Warnung vor einseitiger Aufwertung
Kurz vor dem G20-Treffen in Seoul am Wochenende weisen Experten im Zusammenhang mit dem anhaltenden Währungsstreit darauf hin, dass eine einseitige Aufwertung des Yuan keine Lösung darstellt. Eine Studie der Bertelsmann Stiftung legt nahe, dass eine massive Aufwertung des Yuan das chinesische und globale Wachstum hemmen und zu einem weltweiten Zinsanstieg führen könnte.

Eine massive Aufwertung des Yuan würde das chinesische und globale Wachstum hemmen, sagen Experten.
(Foto: REUTERS)
Die Analyse "Rebalancing the Global Economy" warnt davor, die Bürde einer Korrektur von Handelsungleichgewichten ausschließlich China zuzuschieben. In diesem Fall blieben die komplexen Ursachen von hohen Leistungsbilanzüberschüssen und -defiziten außer Acht und einer ohnehin schon anfälligen Weltwirtschaft drohe eine noch stärkere Belastung. Vielmehr müssten die Vereinigten Staaten und Europa mit China zusammenarbeiten und alle drei Partner sollten geeignete Maßnahmen zum Ausgleich von Ungleichgewichten umsetzen.

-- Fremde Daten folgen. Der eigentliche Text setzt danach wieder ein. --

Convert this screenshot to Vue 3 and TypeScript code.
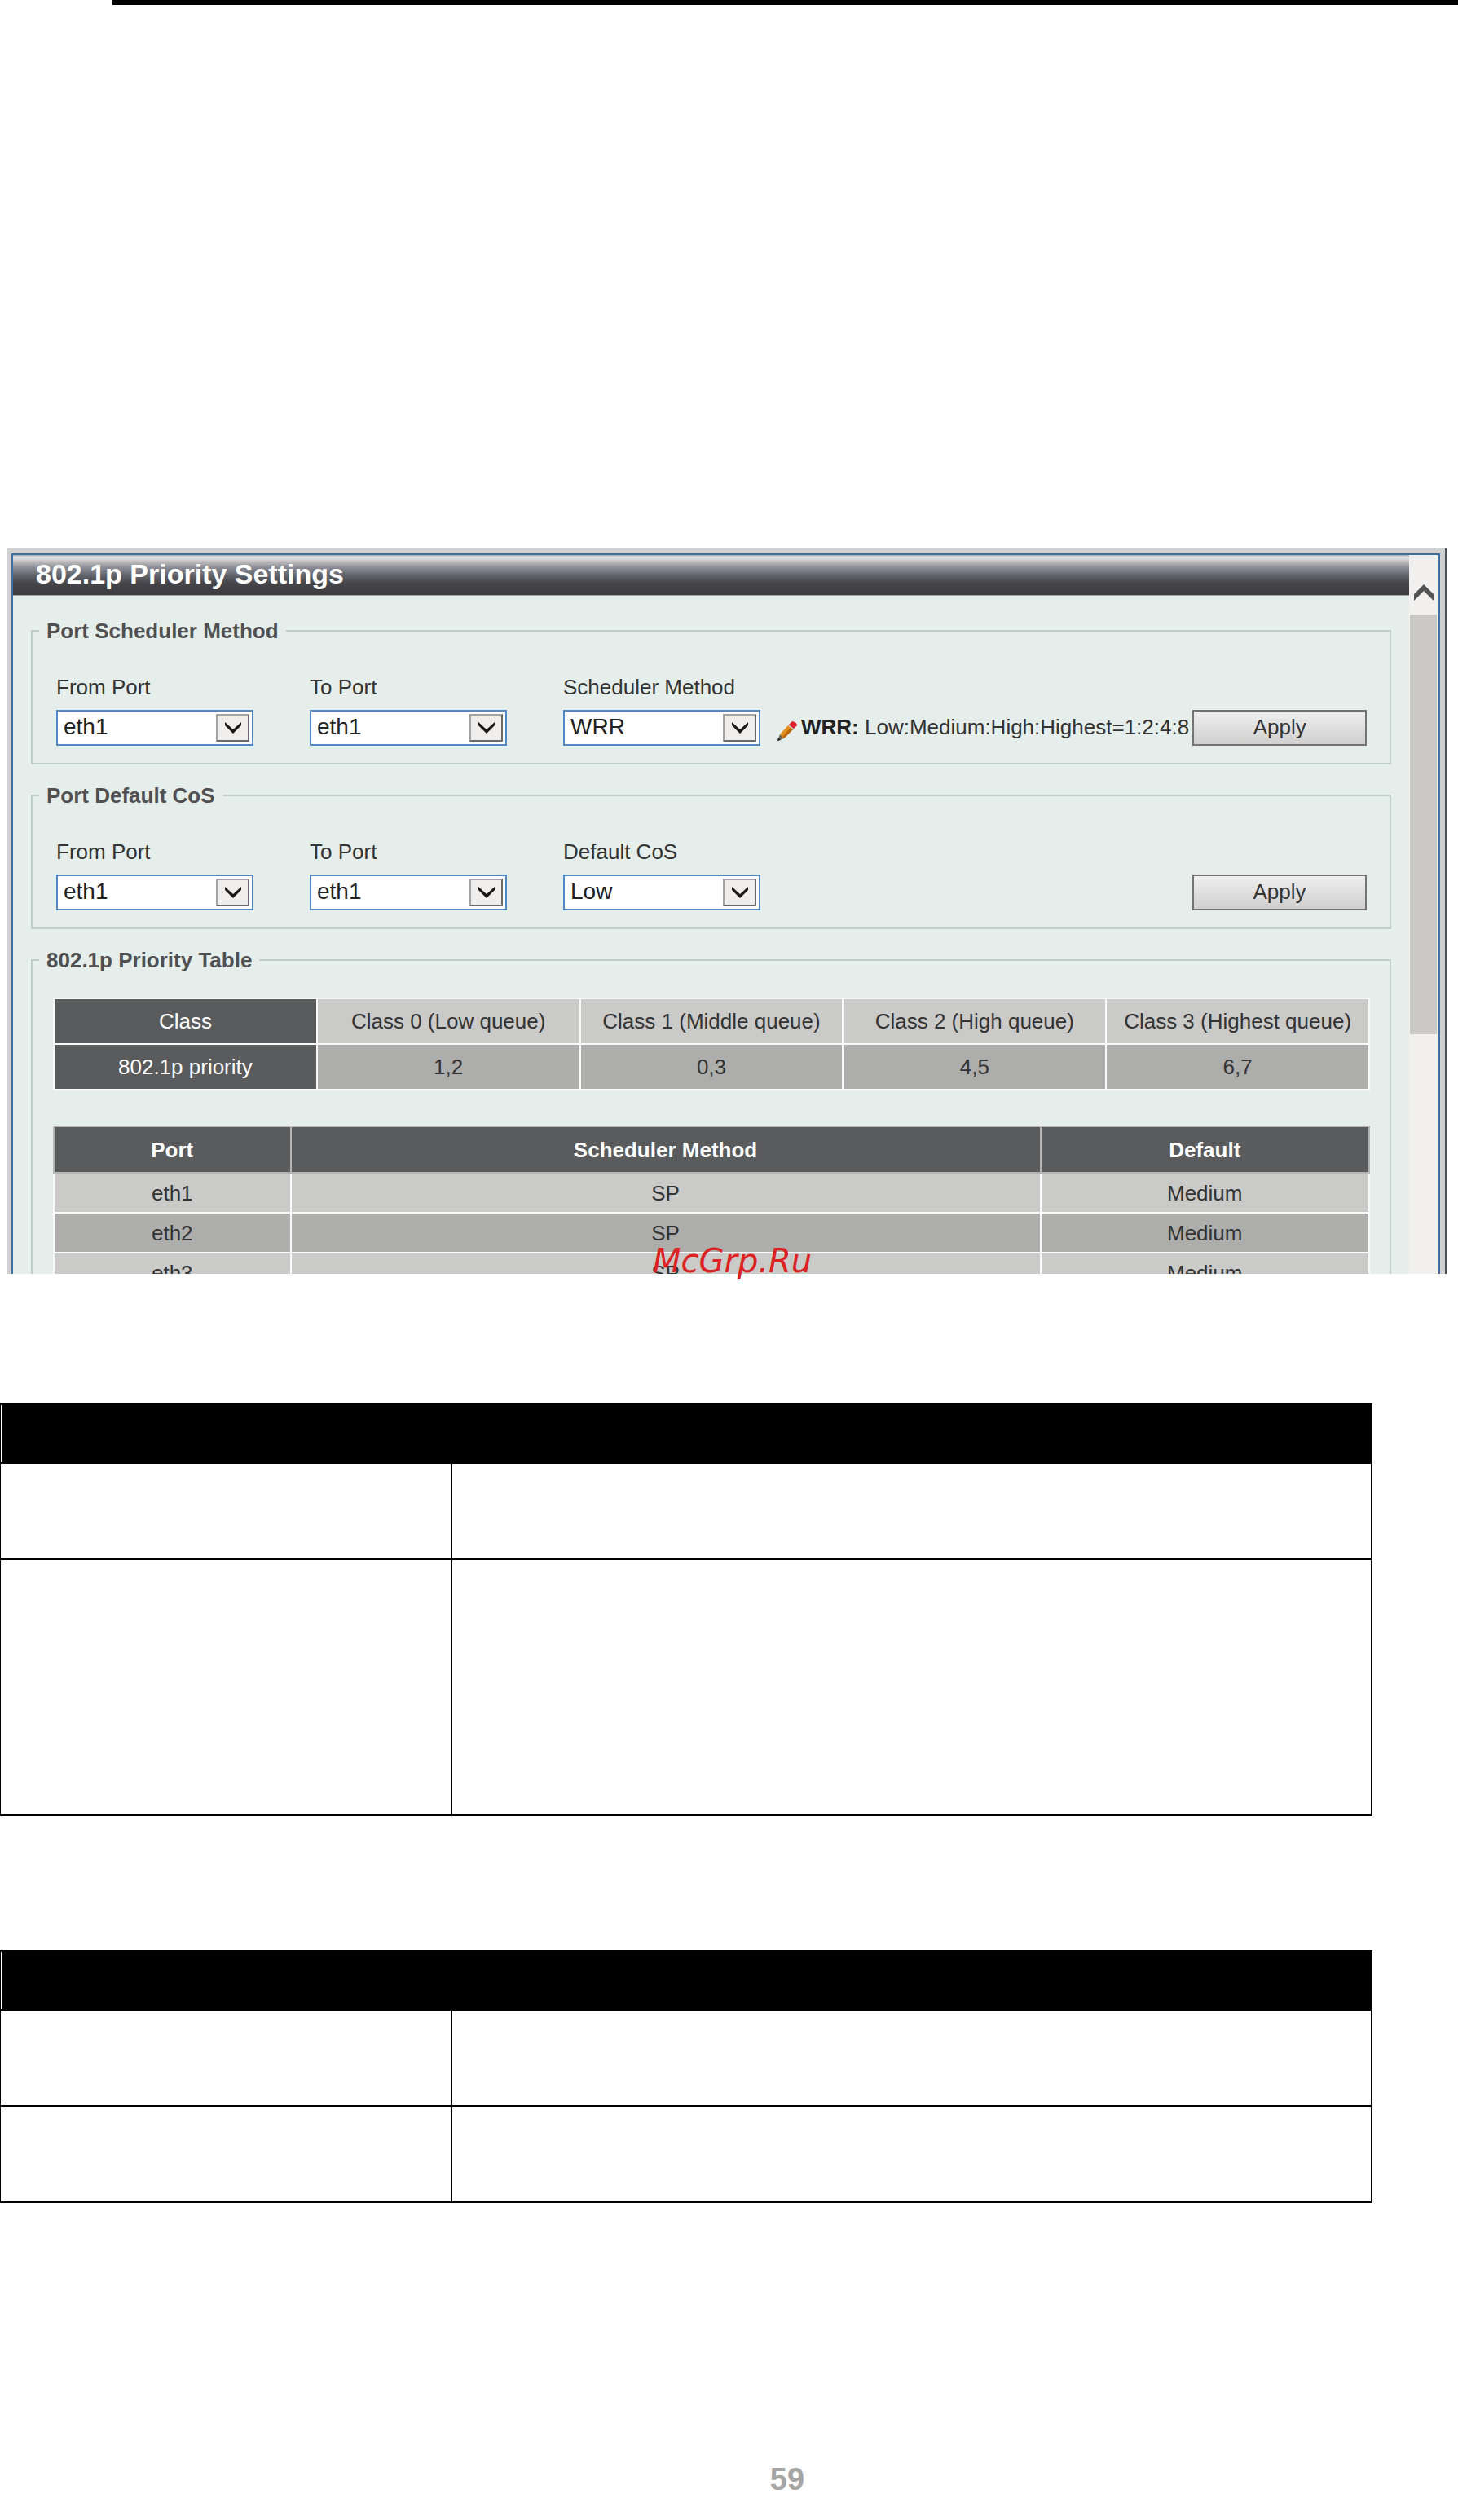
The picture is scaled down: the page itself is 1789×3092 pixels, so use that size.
<script setup lang="ts">
import { ref } from 'vue'

interface SelectField {
  id: string
  label: string
  options: string[]
  value: string
}

interface SettingsGroup {
  title: string
  fields: SelectField[]
  note?: { name: string; text: string }
}

const groups = ref<SettingsGroup[]>([
  {
    title: 'Port Scheduler Method',
    fields: [
      { id: 'sched-from', label: 'From Port', options: ['eth1', 'eth2', 'eth3'], value: 'eth1' },
      { id: 'sched-to', label: 'To Port', options: ['eth1', 'eth2', 'eth3'], value: 'eth1' },
      { id: 'sched-method', label: 'Scheduler Method', options: ['WRR', 'SP'], value: 'WRR' },
    ],
    note: { name: 'WRR:', text: 'Low:Medium:High:Highest=1:2:4:8' },
  },
  {
    title: 'Port Default CoS',
    fields: [
      { id: 'cos-from', label: 'From Port', options: ['eth1', 'eth2', 'eth3'], value: 'eth1' },
      { id: 'cos-to', label: 'To Port', options: ['eth1', 'eth2', 'eth3'], value: 'eth1' },
      { id: 'cos-default', label: 'Default CoS', options: ['Low', 'Medium', 'High', 'Highest'], value: 'Low' },
    ],
  },
])

const classes = [
  { name: 'Class 0 (Low queue)', priority: '1,2' },
  { name: 'Class 1 (Middle queue)', priority: '0,3' },
  { name: 'Class 2 (High queue)', priority: '4,5' },
  { name: 'Class 3 (Highest queue)', priority: '6,7' },
]

const ports = [
  { port: 'eth1', method: 'SP', cos: 'Medium' },
  { port: 'eth2', method: 'SP', cos: 'Medium' },
  { port: 'eth3', method: 'SP', cos: 'Medium' },
]
</script>

<template>
  <main class="page">
    <hr class="rule" />

    <section class="shot">
      <div class="window">
        <div class="pane">
          <h1 class="title">802.1p Priority Settings</h1>
          <div class="body">
            <fieldset v-for="group in groups" :key="group.title" class="group">
              <legend>{{ group.title }}</legend>
              <div class="form-row">
                <div v-for="field in group.fields" :key="field.id" class="field">
                  <label :for="field.id">{{ field.label }}</label>
                  <div class="select">
                    <select :id="field.id" v-model="field.value">
                      <option v-for="o in field.options" :key="o">{{ o }}</option>
                    </select>
                    <span class="arrow">
                      <svg width="22" height="14" viewBox="0 0 22 14" aria-hidden="true">
                        <path d="M1 0 L11 9 L21 0 V4 L11 14 L1 4 Z" fill="#1c1818" />
                      </svg>
                    </span>
                  </div>
                </div>
                <div class="actions">
                  <p v-if="group.note" class="note">
                    <svg class="pencil" width="26" height="26" viewBox="0 0 26 26" aria-hidden="true">
                      <path d="M1 25 L4 17 L9 22 Z" fill="#6b6350" />
                      <path d="M1 25 L2 21 L5 24 Z" fill="#222" />
                      <path d="M4 17 L14 6 L20 11 L9 22 Z" fill="#e8901c" />
                      <path d="M7 20 L17 9 L20 11 L9 22 Z" fill="#b9660f" />
                      <path d="M14 6 L16 4 L22 9 L20 11 Z" fill="#c9c4c4" />
                      <path d="M15 5 L19 1 Q25 2 25 6 L21 10 Z" fill="#e01f2c" />
                    </svg>
                    <span><b>{{ group.note.name }}</b> {{ group.note.text }}</span>
                  </p>
                  <button type="button" class="apply">Apply</button>
                </div>
              </div>
            </fieldset>

            <fieldset class="group">
              <legend>802.1p Priority Table</legend>
              <div class="tables">
                <table class="grid">
                  <tbody>
                    <tr>
                      <th scope="row">Class</th>
                      <td v-for="c in classes" :key="c.name">{{ c.name }}</td>
                    </tr>
                    <tr>
                      <th scope="row">802.1p priority</th>
                      <td v-for="c in classes" :key="c.name">{{ c.priority }}</td>
                    </tr>
                  </tbody>
                </table>

                <table class="grid ports">
                  <colgroup>
                    <col class="col-port" />
                    <col />
                    <col class="col-default" />
                  </colgroup>
                  <thead>
                    <tr>
                      <th scope="col">Port</th>
                      <th scope="col">Scheduler Method</th>
                      <th scope="col">Default</th>
                    </tr>
                  </thead>
                  <tbody>
                    <tr v-for="p in ports" :key="p.port">
                      <td>{{ p.port }}</td>
                      <td>{{ p.method }}</td>
                      <td>{{ p.cos }}</td>
                    </tr>
                  </tbody>
                </table>
              </div>
            </fieldset>
          </div>
        </div>

        <div class="scrollbar">
          <svg width="24" height="20" viewBox="0 0 24 20" aria-hidden="true">
            <path d="M0 12 L12 0 L24 12 V20 L12 8 L0 20 Z" fill="#505254" />
          </svg>
          <div class="thumb"></div>
        </div>
      </div>
      <span class="watermark">McGrp.Ru</span>
    </section>

    <table class="doc doc-first">
      <colgroup><col class="doc-name" /><col /></colgroup>
      <thead>
        <tr><th colspan="2"></th></tr>
      </thead>
      <tbody>
        <tr><td></td><td></td></tr>
        <tr class="tall"><td></td><td></td></tr>
      </tbody>
    </table>

    <table class="doc">
      <colgroup><col class="doc-name" /><col /></colgroup>
      <thead>
        <tr><th colspan="2"></th></tr>
      </thead>
      <tbody>
        <tr><td></td><td></td></tr>
        <tr><td></td><td></td></tr>
      </tbody>
    </table>

    <footer class="page-number">59</footer>
  </main>
</template>

<style>
body {
  margin: 0;
  background: #fff;
}
</style>

<style scoped>
.page {
  overflow: hidden;
  font-family: 'Liberation Sans', Arial, sans-serif;
  font-size: 26px;
  line-height: 30px;
  color: #333;
}

.page * {
  box-sizing: border-box;
}

.rule {
  height: 6px;
  margin: 0 0 0 138px;
  border: 0;
  background: #000;
}

.shot {
  position: relative;
  margin: 667px 14px 0 8px;
}

.window {
  display: flex;
  height: 890px;
  overflow: hidden;
  padding: 6px 6px 0;
  border-right: 2px solid #4a5058;
  background: #d1d1d1;
}

.pane {
  flex: 1;
  min-width: 0;
  border: solid #3f6da6;
  border-width: 2px 0 0 2px;
  background: #e5eeea;
}

.title {
  height: 50px;
  margin: 0;
  padding-left: 28px;
  border-bottom: 1px solid #a5a8a8;
  background: linear-gradient(#a9a9ad 0, #e4e4e4 3px, #b8b8ba 9px, #8d8e98 15px, #5d6067 26px, #454549 35px, #3c3b3f 49px);
  color: #fff;
  font-size: 34px;
  line-height: 46px;
}

.body {
  padding: 28px 22px 0;
}

.group {
  min-width: 0;
  margin: 0 0 23px;
  padding: 0 8px;
  border: 2px solid #bfcecd;
}

.group legend {
  padding: 0 9px;
  color: #505052;
  font-weight: bold;
}

.form-row {
  display: flex;
  align-items: flex-end;
  gap: 20px;
  padding: 39px 20px 21px 21px;
}

.field {
  flex: 0 0 242px;
  margin-right: 49px;
}

.field:nth-child(3) {
  margin-right: 0;
}

.field label {
  display: block;
  margin-bottom: 13px;
}

.select {
  display: grid;
  align-items: center;
}

.select > * {
  grid-area: 1 / 1;
}

.select select {
  width: 100%;
  height: 44px;
  padding: 0 48px 4px 7px;
  border: 2px solid #5488c4;
  border-radius: 0;
  background: #fff;
  color: #222;
  font: 28px 'Liberation Sans', Arial, sans-serif;
  appearance: none;
}

.arrow {
  display: flex;
  align-items: center;
  justify-content: center;
  justify-self: end;
  width: 41px;
  height: 34px;
  margin-right: 5px;
  border: 2px solid;
  border-color: #a3a3a3 #6a6a6a #6a6a6a #a3a3a3;
  background: #f0eeed;
  pointer-events: none;
}

.actions {
  display: flex;
  flex: 1;
  justify-content: flex-end;
  gap: 4px;
}

.note {
  display: flex;
  align-items: flex-start;
  gap: 4px;
  margin: 0;
  line-height: 42px;
  white-space: nowrap;
}

.note b {
  color: #222;
}

.pencil {
  flex: none;
  margin-top: 13px;
}

.apply {
  width: 214px;
  height: 44px;
  padding: 0 0 2px;
  border: 2px solid #747474;
  border-radius: 0;
  background: linear-gradient(#efefef, #d0cfce);
  color: #333;
  font: 26px 'Liberation Sans', Arial, sans-serif;
}

.tables {
  padding: 31px 16px 0 17px;
}

.grid {
  width: 100%;
  border-collapse: collapse;
  table-layout: fixed;
  text-align: center;
}

.grid th,
.grid td {
  height: 56px;
  padding: 0;
  border: 2px solid #f8faf9;
}

.grid th {
  background: #5a5b5d;
  color: #fff;
  font-weight: normal;
}

.grid td {
  background: #cacac8;
}

.grid tr:nth-child(even) td {
  background: #adadab;
}

.ports {
  margin-top: 43px;
}

.col-port {
  width: 18%;
}

.col-default {
  width: 25%;
}

.ports th {
  height: 57px;
  border-color: #b4b4b4;
  font-weight: bold;
}

.ports td {
  height: 49px;
}

.scrollbar {
  flex: none;
  width: 38px;
  padding: 36px 2px 0 1px;
  border: solid #3f6da6;
  border-width: 2px 2px 0 0;
  background: #f1f0ef;
}

.scrollbar svg {
  display: block;
  margin: 0 auto 17px;
}

.thumb {
  height: 515px;
  background: #cac9c8;
}

.watermark {
  position: absolute;
  top: 851px;
  left: 793px;
  color: #dc2222;
  font: italic 40px/46px 'DejaVu Sans', sans-serif;
}

.doc {
  width: calc(100% - 104px);
  margin: 165px 0 0 -1px;
  border-collapse: collapse;
  table-layout: fixed;
}

.doc-first {
  margin-top: 159px;
}

.doc-name {
  width: 554px;
}

.doc th,
.doc td {
  height: 118px;
  padding: 0;
  border: 2px solid #000;
}

.doc th {
  height: 72px;
  background: #000;
  box-shadow: inset 1px 0 #fff;
}

.doc .tall td {
  height: 314px;
}

.page-number {
  margin: 317px 0 0 143px;
  color: #a5a5a4;
  font-size: 38px;
  font-weight: bold;
  line-height: 44px;
  text-align: center;
}
</style>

Die Autoren weisen ferner darauf hin, dass eine schnelle Aufwertung des Yuan die chinesischen Exporte schwächen und in der Folge die Verfügbarkeit chinesischen Kapitals mindern werde. Dieses habe dazu beigetragen, die Zinsen niedrig zu halten und das Wachstum anzukurbeln. Zudem hätten die USA und Europa unter geringeren chinesischen Investitionen zu leiden. Darüber hinaus würde ein deutlich aufgewerteter Yuan die Wachstumslokomotive China bremsen und damit auch das globale Wachstum dämpfen. Dies könnte dann zu einer weltweiten Abwertung des US-Dollars führen, mit einem daraus folgendem Anstieg der US-Zinsen und einem Rückgang der US-Aktienkurse. Eine solche Entwicklung hätte aber keine Auswirkungen auf die chinesische Sparquote und Marktverzerrungen, mit denen die chinesischen Produktionskosten künstlich niedrig gehalten werden.
Sparquote steigern und Binnenmärkte stärken
Die Experten fordern stattdessen, dass Länder mit hohen Leistungsbilanzüberschüssen oder -defiziten eine Kombination aus mehreren politischen Maßnahmen umsetzen. Dazu gehöre eine Anhebung der US-Sparquote durch Verringerung der kreditfinanzierten Nachfrage. Weiter empfehlen die Autoren ein Umsteuern in europäischen Ländern mit Leistungsbilanzüberschüssen von einem exportgesteuerten Wachstum zu vermehrter Inlandsnachfrage mit höherer Importtätigkeit. Auch die Umsetzung einer chinesischen Strukturreform, die die Binnennachfrage stärkt, sowie der Ausbau der sozialen Sicherungssysteme sollten zu den stabilisierenden Maßnahmen gehören.
Zudem regen sie die Bildung von Währungsreserven in anderen Währungen als dem US-Dollar und eine stärkere Bindung der ostasiatischen Währungen inklusive des Yuan an einen Währungskorb an, bei dem der Euro und der Yen ein großes Gewicht haben sollten.
Ungleichgewichte im Handel, deren Ursachen und Möglichkeiten eines Abbaus stehen im Zentrum der Gruppe der 20 führenden Industrie- und Schwellenländer (G20). Die Staats- und Regierungschefs kommen am Donnerstag und Freitag zu ihrem Gipfel in Seoul zusammen.